__Problem statement__: Copy out the listing that follows, exact in every word, and skip the images.

__Information shown__:
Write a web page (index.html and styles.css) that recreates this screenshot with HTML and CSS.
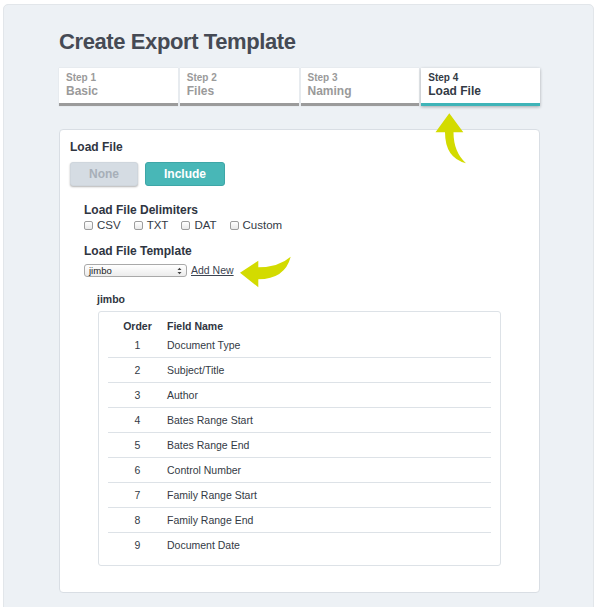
FILE: index.html
```html
<!DOCTYPE html>
<html lang="en">
<head>
    <meta charset="UTF-8">
    <meta name="viewport" content="width=device-width, initial-scale=1.0">
    <title>Create Export Template</title>
    <link rel="stylesheet" href="styles.css">
</head>
<body>

<div class="panel">
    <h1 class="title">Create Export Template</h1>

    <div class="steps">
        <div class="step"><span class="step-num">Step 1</span><span class="step-name">Basic</span></div>
        <div class="step"><span class="step-num">Step 2</span><span class="step-name">Files</span></div>
        <div class="step"><span class="step-num">Step 3</span><span class="step-name">Naming</span></div>
        <div class="step step-active"><span class="step-num">Step 4</span><span class="step-name">Load File</span></div>
    </div>

    <div class="card">
        <div class="section-title">Load File</div>
        <div class="toggle">
            <button type="button" class="btn btn-off">None</button>
            <button type="button" class="btn btn-on">Include</button>
        </div>

        <div class="options">
            <div class="sub-title">Load File Delimiters</div>
            <div class="checks">
                <label class="check"><input type="checkbox">CSV</label>
                <label class="check"><input type="checkbox">TXT</label>
                <label class="check"><input type="checkbox">DAT</label>
                <label class="check"><input type="checkbox">Custom</label>
            </div>

            <div class="sub-title sub-title-gap">Load File Template</div>
            <div class="template-row">
                <div class="select">
                    <span>jimbo</span>
                    <svg width="5" height="8" viewBox="0 0 5 8">
                        <path d="M0.5 3 L2.5 0.8 L4.5 3 Z M0.5 5 L2.5 7.2 L4.5 5 Z" fill="#444"/>
                    </svg>
                </div>
                <a href="#" class="add-link">Add New</a>
            </div>
        </div>

        <div class="template">
            <div class="template-name">jimbo</div>
            <div class="fields">
                <div class="field-head"><span class="col-order">Order</span><span>Field Name</span></div>
                <div class="field-row"><span class="col-order">1</span><span>Document Type</span></div>
                <div class="field-row"><span class="col-order">2</span><span>Subject/Title</span></div>
                <div class="field-row"><span class="col-order">3</span><span>Author</span></div>
                <div class="field-row"><span class="col-order">4</span><span>Bates Range Start</span></div>
                <div class="field-row"><span class="col-order">5</span><span>Bates Range End</span></div>
                <div class="field-row"><span class="col-order">6</span><span>Control Number</span></div>
                <div class="field-row"><span class="col-order">7</span><span>Family Range Start</span></div>
                <div class="field-row"><span class="col-order">8</span><span>Family Range End</span></div>
                <div class="field-row"><span class="col-order">9</span><span>Document Date</span></div>
            </div>
        </div>
    </div>

    <!-- callout arrows -->
    <svg class="arrow arrow-up" width="40" height="56" viewBox="0 0 40 56">
        <path d="M19.3 3.3 L33.3 22.3 L23.5 22.3 Q23.5 42 36 53.3 Q15 48 15 22.3 L5.5 22.3 Z" fill="#d3db00"/>
    </svg>
    <svg class="arrow arrow-left" width="56" height="38" viewBox="0 0 56 38">
        <path d="M2 20.7 L20.3 8.7 L20.3 15.3 Q41 15 52.7 4.7 Q47 27 20.3 27.3 L20.3 35.3 Z" fill="#d3db00"/>
    </svg>
</div>

</body>
</html>
```

FILE: styles.css
```css
body {
    margin: 0;
    background-color: #fff;
    font-family: "Liberation Sans", Arial, sans-serif;
    color: #333a45;
}

.panel {
    position: relative;
    box-sizing: border-box;
    width: 591px;
    margin: 4px 0 0 3px;
    padding: 24px 53px 30px 55px;
    background-color: #edf1f5;
    border: 1px solid #e2e6ea;
    border-radius: 5px;
}

.title {
    margin: 0 0 13px 0;
    font-size: 22px;
    line-height: 26px;
    letter-spacing: -0.4px;
    font-weight: bold;
    color: #454a54;
}

/* wizard steps */
.steps {
    display: grid;
    grid-template-columns: repeat(4, 1fr);
    gap: 2px;
}

.step {
    display: flex;
    flex-direction: column;
    padding: 3px 7px 4px 7px;
    background-color: #fff;
    border-bottom: 3px solid #9b9b9b;
    box-shadow: 0 0 1px rgba(0, 0, 0, 0.15);
    color: #9a9a9a;
    font-weight: bold;
}

.step-num {
    font-size: 10px;
    line-height: 13px;
}

.step-name {
    font-size: 12px;
    line-height: 15px;
}

.step-active {
    color: #333a45;
    border-bottom-color: #3fb4b8;
    box-shadow: 0 1px 3px rgba(0, 0, 0, 0.3);
}

/* card */
.card {
    margin-top: 23px;
    padding: 10px 10px 26px 10px;
    background-color: #fff;
    border: 1px solid #d9dee4;
    border-radius: 4px;
}

.section-title,
.sub-title {
    font-size: 12px;
    line-height: 15px;
    font-weight: bold;
    color: #2f3541;
}

.toggle {
    display: flex;
    gap: 7px;
    margin-top: 7px;
}

.btn {
    box-sizing: border-box;
    height: 24px;
    padding: 0 18px;
    border-radius: 3px;
    font-family: "Liberation Sans", Arial, sans-serif;
    font-size: 12px;
    font-weight: bold;
    cursor: pointer;
}

.btn-off {
    width: 68px;
    background-color: #d5dce3;
    border: 1px solid #cfd6dd;
    color: #a7afb8;
    box-shadow: 0 1px 2px rgba(0, 0, 0, 0.3);
}

.btn-on {
    width: 80px;
    background-color: #48b7b7;
    border: 1px solid #3ea6a7;
    color: #fff;
}

.options {
    margin: 17px 0 0 14px;
}

.sub-title-gap {
    margin-top: 12px;
}

.checks {
    display: flex;
    font-size: 11.5px;
    line-height: 14px;
}

.check {
    display: flex;
    align-items: center;
    margin-right: 13px;
    color: #333a45;
}

.check input {
    appearance: none;
    -webkit-appearance: none;
    box-sizing: border-box;
    width: 9px;
    height: 9px;
    margin: 1px 4px 0 0;
    border: 1px solid #9d9d9d;
    border-radius: 2px;
    background: linear-gradient(#fff, #e9e9e9);
}

.template-row {
    display: flex;
    align-items: center;
    gap: 4px;
    margin-top: 5px;
}

.select {
    box-sizing: border-box;
    display: flex;
    align-items: center;
    justify-content: space-between;
    width: 103px;
    height: 13px;
    padding: 0 4px 0 4px;
    border: 1px solid #a9a9a9;
    border-radius: 3px;
    background: linear-gradient(#fff, #ececec);
    font-size: 9.5px;
    color: #222;
}

.add-link {
    font-size: 10.5px;
    line-height: 13px;
    color: #3b4350;
}

/* field list */
.template {
    margin: 16px 28px 0 28px;
}

.template-name {
    margin-left: -1px;
    font-size: 10.5px;
    line-height: 13px;
    font-weight: bold;
    color: #2f3541;
}

.fields {
    margin-top: 5px;
    padding: 8px 9px 8px 9px;
    border: 1px solid #dde2e7;
    border-radius: 3px;
    font-size: 10.5px;
}

.field-head {
    display: flex;
    line-height: 13px;
    font-weight: bold;
    color: #2f3541;
}

.field-row {
    display: flex;
    line-height: 24px;
    border-bottom: 1px solid #dde2e7;
    color: #333a45;
}

.field-row:last-child {
    border-bottom: none;
}

.col-order {
    width: 59px;
    text-align: center;
}

.arrow {
    position: absolute;
}

.arrow-up {
    left: 426px;
    top: 105px;
}

.arrow-left {
    left: 234px;
    top: 247px;
}
```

__Solution to the exercise__:
Write a web page (index.html and styles.css) that recreates this screenshot with HTML and CSS.
FILE: index.html
```html
<!DOCTYPE html>
<html lang="en">
<head>
    <meta charset="UTF-8">
    <meta name="viewport" content="width=device-width, initial-scale=1.0">
    <title>Create Export Template</title>
    <link rel="stylesheet" href="styles.css">
</head>
<body>

<div class="panel">
    <h1 class="title">Create Export Template</h1>

    <div class="steps">
        <div class="step"><span class="step-num">Step 1</span><span class="step-name">Basic</span></div>
        <div class="step"><span class="step-num">Step 2</span><span class="step-name">Files</span></div>
        <div class="step"><span class="step-num">Step 3</span><span class="step-name">Naming</span></div>
        <div class="step step-active"><span class="step-num">Step 4</span><span class="step-name">Load File</span></div>
    </div>

    <div class="card">
        <div class="section-title">Load File</div>
        <div class="toggle">
            <button type="button" class="btn btn-off">None</button>
            <button type="button" class="btn btn-on">Include</button>
        </div>

        <div class="options">
            <div class="sub-title">Load File Delimiters</div>
            <div class="checks">
                <label class="check"><input type="checkbox">CSV</label>
                <label class="check"><input type="checkbox">TXT</label>
                <label class="check"><input type="checkbox">DAT</label>
                <label class="check"><input type="checkbox">Custom</label>
            </div>

            <div class="sub-title sub-title-gap">Load File Template</div>
            <div class="template-row">
                <div class="select">
                    <span>jimbo</span>
                    <svg width="5" height="8" viewBox="0 0 5 8">
                        <path d="M0.5 3 L2.5 0.8 L4.5 3 Z M0.5 5 L2.5 7.2 L4.5 5 Z" fill="#444"/>
                    </svg>
                </div>
                <a href="#" class="add-link">Add New</a>
            </div>
        </div>

        <div class="template">
            <div class="template-name">jimbo</div>
            <div class="fields">
                <div class="field-head"><span class="col-order">Order</span><span>Field Name</span></div>
                <div class="field-row"><span class="col-order">1</span><span>Document Type</span></div>
                <div class="field-row"><span class="col-order">2</span><span>Subject/Title</span></div>
                <div class="field-row"><span class="col-order">3</span><span>Author</span></div>
                <div class="field-row"><span class="col-order">4</span><span>Bates Range Start</span></div>
                <div class="field-row"><span class="col-order">5</span><span>Bates Range End</span></div>
                <div class="field-row"><span class="col-order">6</span><span>Control Number</span></div>
                <div class="field-row"><span class="col-order">7</span><span>Family Range Start</span></div>
                <div class="field-row"><span class="col-order">8</span><span>Family Range End</span></div>
                <div class="field-row"><span class="col-order">9</span><span>Document Date</span></div>
            </div>
        </div>
    </div>

    <!-- callout arrows -->
    <svg class="arrow arrow-up" width="40" height="56" viewBox="0 0 40 56">
        <path d="M19.3 3.3 L33.3 22.3 L23.5 22.3 Q23.5 42 36 53.3 Q15 48 15 22.3 L5.5 22.3 Z" fill="#d3db00"/>
    </svg>
    <svg class="arrow arrow-left" width="56" height="38" viewBox="0 0 56 38">
        <path d="M2 20.7 L20.3 8.7 L20.3 15.3 Q41 15 52.7 4.7 Q47 27 20.3 27.3 L20.3 35.3 Z" fill="#d3db00"/>
    </svg>
</div>

</body>
</html>
```

FILE: styles.css
```css
body {
    margin: 0;
    background-color: #fff;
    font-family: "Liberation Sans", Arial, sans-serif;
    color: #333a45;
}

.panel {
    position: relative;
    box-sizing: border-box;
    width: 591px;
    margin: 4px 0 0 3px;
    padding: 24px 53px 30px 55px;
    background-color: #edf1f5;
    border: 1px solid #e2e6ea;
    border-radius: 5px;
}

.title {
    margin: 0 0 13px 0;
    font-size: 22px;
    line-height: 26px;
    letter-spacing: -0.4px;
    font-weight: bold;
    color: #454a54;
}

/* wizard steps */
.steps {
    display: grid;
    grid-template-columns: repeat(4, 1fr);
    gap: 2px;
}

.step {
    display: flex;
    flex-direction: column;
    padding: 3px 7px 4px 7px;
    background-color: #fff;
    border-bottom: 3px solid #9b9b9b;
    box-shadow: 0 0 1px rgba(0, 0, 0, 0.15);
    color: #9a9a9a;
    font-weight: bold;
}

.step-num {
    font-size: 10px;
    line-height: 13px;
}

.step-name {
    font-size: 12px;
    line-height: 15px;
}

.step-active {
    color: #333a45;
    border-bottom-color: #3fb4b8;
    box-shadow: 0 1px 3px rgba(0, 0, 0, 0.3);
}

/* card */
.card {
    margin-top: 23px;
    padding: 10px 10px 26px 10px;
    background-color: #fff;
    border: 1px solid #d9dee4;
    border-radius: 4px;
}

.section-title,
.sub-title {
    font-size: 12px;
    line-height: 15px;
    font-weight: bold;
    color: #2f3541;
}

.toggle {
    display: flex;
    gap: 7px;
    margin-top: 7px;
}

.btn {
    box-sizing: border-box;
    height: 24px;
    padding: 0 18px;
    border-radius: 3px;
    font-family: "Liberation Sans", Arial, sans-serif;
    font-size: 12px;
    font-weight: bold;
    cursor: pointer;
}

.btn-off {
    width: 68px;
    background-color: #d5dce3;
    border: 1px solid #cfd6dd;
    color: #a7afb8;
    box-shadow: 0 1px 2px rgba(0, 0, 0, 0.3);
}

.btn-on {
    width: 80px;
    background-color: #48b7b7;
    border: 1px solid #3ea6a7;
    color: #fff;
}

.options {
    margin: 17px 0 0 14px;
}

.sub-title-gap {
    margin-top: 12px;
}

.checks {
    display: flex;
    font-size: 11.5px;
    line-height: 14px;
}

.check {
    display: flex;
    align-items: center;
    margin-right: 13px;
    color: #333a45;
}

.check input {
    appearance: none;
    -webkit-appearance: none;
    box-sizing: border-box;
    width: 9px;
    height: 9px;
    margin: 1px 4px 0 0;
    border: 1px solid #9d9d9d;
    border-radius: 2px;
    background: linear-gradient(#fff, #e9e9e9);
}

.template-row {
    display: flex;
    align-items: center;
    gap: 4px;
    margin-top: 5px;
}

.select {
    box-sizing: border-box;
    display: flex;
    align-items: center;
    justify-content: space-between;
    width: 103px;
    height: 13px;
    padding: 0 4px 0 4px;
    border: 1px solid #a9a9a9;
    border-radius: 3px;
    background: linear-gradient(#fff, #ececec);
    font-size: 9.5px;
    color: #222;
}

.add-link {
    font-size: 10.5px;
    line-height: 13px;
    color: #3b4350;
}

/* field list */
.template {
    margin: 16px 28px 0 28px;
}

.template-name {
    margin-left: -1px;
    font-size: 10.5px;
    line-height: 13px;
    font-weight: bold;
    color: #2f3541;
}

.fields {
    margin-top: 5px;
    padding: 8px 9px 8px 9px;
    border: 1px solid #dde2e7;
    border-radius: 3px;
    font-size: 10.5px;
}

.field-head {
    display: flex;
    line-height: 13px;
    font-weight: bold;
    color: #2f3541;
}

.field-row {
    display: flex;
    line-height: 24px;
    border-bottom: 1px solid #dde2e7;
    color: #333a45;
}

.field-row:last-child {
    border-bottom: none;
}

.col-order {
    width: 59px;
    text-align: center;
}

.arrow {
    position: absolute;
}

.arrow-up {
    left: 426px;
    top: 105px;
}

.arrow-left {
    left: 234px;
    top: 247px;
}
```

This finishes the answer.